Côte d’Ivoire is an organised place with tarmac roads, reliable electricity, great mobile coverage, mains water, shops and hotels. Police checkpoints are manned by people looking at there smart phones or sleeping on a couch under a grass thatched shade.
Côte d’Ivoire has had problems more recently than the other countries we have travelled through and probably unjustifiably, and after reading accounts of other people’s encounters, we decided not to disappear down tiny tracks into remote regions, and stay on more main roads. This inevitably led to less full on adventures, but we still had great people experiences at our stops.
We cycle on across the country in the hot humid weather passing through all kinds of plantations: rubber, palm oil, coffee, cocoa, and papaya, separated by expanses of land that has had the forest stripped for agriculture, but has now been sadly left and the bush has recolonised it with featureless vegetation, that is good for nothing. Perhaps they were former farming projects that had failed or just the remanence of slash and burn agriculture. The wide roads have no shade and after several days we start to tire and the heat saps our strength. Towards the east and as we close in on Ghana the plantations and miscellaneous vegetation gives way to thicker jungle. Swarms of green and black butterflies fill the road ahead and once again there was the sound of exotic bird song filling the air.

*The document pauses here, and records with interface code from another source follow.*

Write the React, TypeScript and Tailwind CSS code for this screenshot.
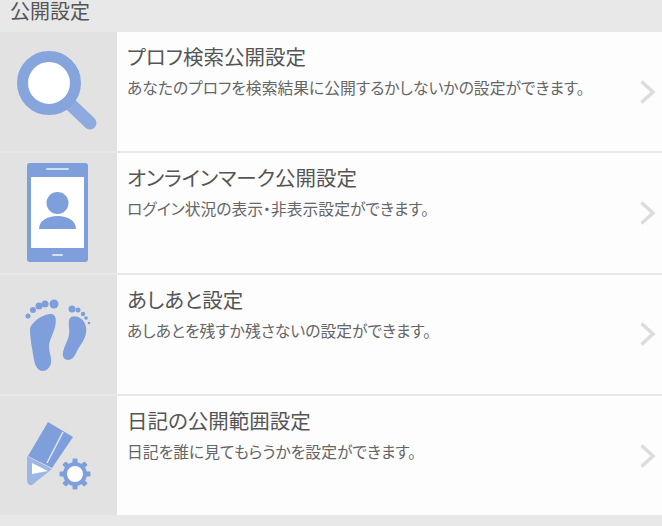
const blue = "#7e9fdb";

const SearchIcon = () => (
  <svg width="117" height="119" viewBox="0 0 117 119">
    <line x1="68" y1="70" x2="90" y2="91" stroke="#8dabdf" strokeWidth="13" strokeLinecap="round" />
    <circle cx="49" cy="51" r="26.500" fill="#fff" stroke="#86a5dc" strokeWidth="11" />
  </svg>
);

const PhoneIcon = () => (
  <svg width="117" height="119" viewBox="0 0 117 119">
    <rect x="27" y="10" width="61" height="99" rx="3" fill={blue} />
    <rect x="31" y="24" width="53" height="71" fill="#fff" />
    <rect x="46" y="15" width="23" height="2" rx="1" fill="#d5dff2" />
    <rect x="52" y="101" width="11" height="2" rx="1" fill="#d5dff2" />
    <circle cx="57.500" cy="50" r="11" fill={blue} />
    <path d="M39 76c0-8 8-13 18.500-13S76 68 76 76z" fill={blue} />
  </svg>
);

const FeetIcon = () => (
  <svg width="117" height="119" viewBox="0 0 117 119">
    <path d="M30 54C31 47 44 38 52 39C57 40 56 48 55 52C53 60 49 65 49 72C49 78 52 82 51 88C50 93 46 96 43 96C38 96 35 91 34 85C33 77 30 66 30 54Z" fill={blue} />
    <circle cx="28" cy="41" r="2.500" fill={blue} />
    <circle cx="33" cy="35" r="3" fill={blue} />
    <circle cx="39" cy="31" r="3.500" fill={blue} />
    <circle cx="45" cy="29" r="3.500" fill={blue} />
    <circle cx="54" cy="29" r="4.500" fill={blue} />
    <path d="M69 45C71 40 76 41 80 43C85 46 87 52 86 58C85 65 80 70 77 76C75 81 72 85 68 85C64 85 62 81 63 77C64 71 68 66 69 60C70 55 68 50 69 45Z" fill={blue} />
    <circle cx="72" cy="34" r="3.500" fill={blue} />
    <circle cx="78" cy="35" r="2.500" fill={blue} />
    <circle cx="83" cy="39" r="2.200" fill={blue} />
    <circle cx="86" cy="43" r="1.800" fill={blue} />
    <circle cx="89" cy="48" r="1.300" fill={blue} />
  </svg>
);

const PencilIcon = () => (
  <svg width="117" height="119" viewBox="0 0 117 119">
    <path d="M48 26L73 41L52 72L28 60z" fill={blue} />
    <path d="M63 36L47 67" stroke="#dfe7f6" strokeWidth="1.500" fill="none" />
    <path d="M27 60L52 73L32 89C29 90 27 87 27 84z" fill="#9db6e3" />
    <path d="M32 67L48 75L32 78z" fill="#fff" />
    <g transform="translate(75 78)">
      {[0, 45, 90, 135, 180, 225, 270, 315].map((deg) => (
        <rect key={deg} x="-2.500" y="-15.500" width="5" height="6" rx="1" fill={blue} transform={`rotate(${deg})`} />
      ))}
      <circle r="10" fill="#fff" stroke={blue} strokeWidth="4" />
    </g>
  </svg>
);

const settings = [
  {
    title: "プロフ検索公開設定",
    description: "あなたのプロフを検索結果に公開するかしないかの設定ができます。",
    icon: <SearchIcon />,
  },
  {
    title: "オンラインマーク公開設定",
    description: "ログイン状況の表示・非表示設定ができます。",
    icon: <PhoneIcon />,
  },
  {
    title: "あしあと設定",
    description: "あしあとを残すか残さないの設定ができます。",
    icon: <FeetIcon />,
  },
  {
    title: "日記の公開範囲設定",
    description: "日記を誰に見てもらうかを設定ができます。",
    icon: <PencilIcon />,
  },
];

export default function App() {
  return (
    <div
      className="h-[526px] w-[662px] overflow-hidden bg-[#e9e8e9] text-[#555] [font-feature-settings:'palt']"
      style={{ fontFamily: '"Liberation Sans", "Noto Sans CJK JP", sans-serif' }}
    >
      <h2 className="h-8 pl-[10px] text-[20px] leading-[25px] font-normal text-[#555]">公開設定</h2>
      <div className="flex flex-col gap-[2px]">
        {settings.map((item) => (
          <div key={item.title} className="flex h-[119.300px] bg-[#fdfdfd]">
            <div className="h-full w-[117px] shrink-0 bg-[#e2e2e2]">{item.icon}</div>
            <div className="flex-1 pt-[13px] pl-[10px]">
              <div className="text-[20.500px] leading-[26px] text-[#555]">{item.title}</div>
              <div className="mt-[8px] text-[15.800px] leading-[20px] text-[#666]">{item.description}</div>
            </div>
            <div className="flex w-[23px] shrink-0 items-center">
              <svg width="18" height="26" viewBox="0 0 18 26">
                <path d="M2.500 2.500L14 13 2.500 23.500" fill="none" stroke="#dcdcdc" strokeWidth="3.500" />
              </svg>
            </div>
          </div>
        ))}
      </div>
    </div>
  );
}
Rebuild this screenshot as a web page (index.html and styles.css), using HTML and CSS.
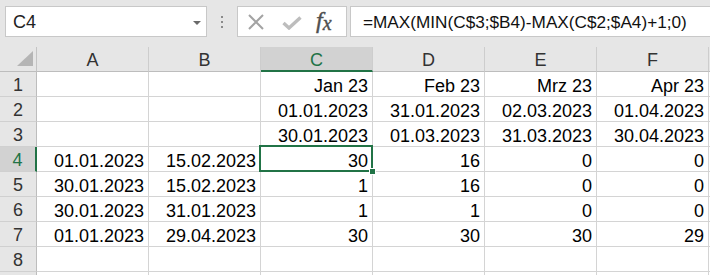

It’s Sunday, children are smartly dressed and women are wearing matching brightly coloured clothes. All ready for going to church. Every place we go through there’s the pleasant sound of drums, percussion, and singing with enthusiasm wafts out from the churches. We pause for a while outside one simple concrete church with no doors or windows, just gaps in the stark structure, taking in the atmosphere. At the front there are ladies singing with a band. There are lines of rough and ready pews spaced out in an irregular manner. People are dancing and singing. Others sit back in thought and take in the place. Others kneel deep in prayer. A lady outside the church is giving it her all, singing and dancing. This sums up the unreserved character of the people here. Whatever you want to do is fine.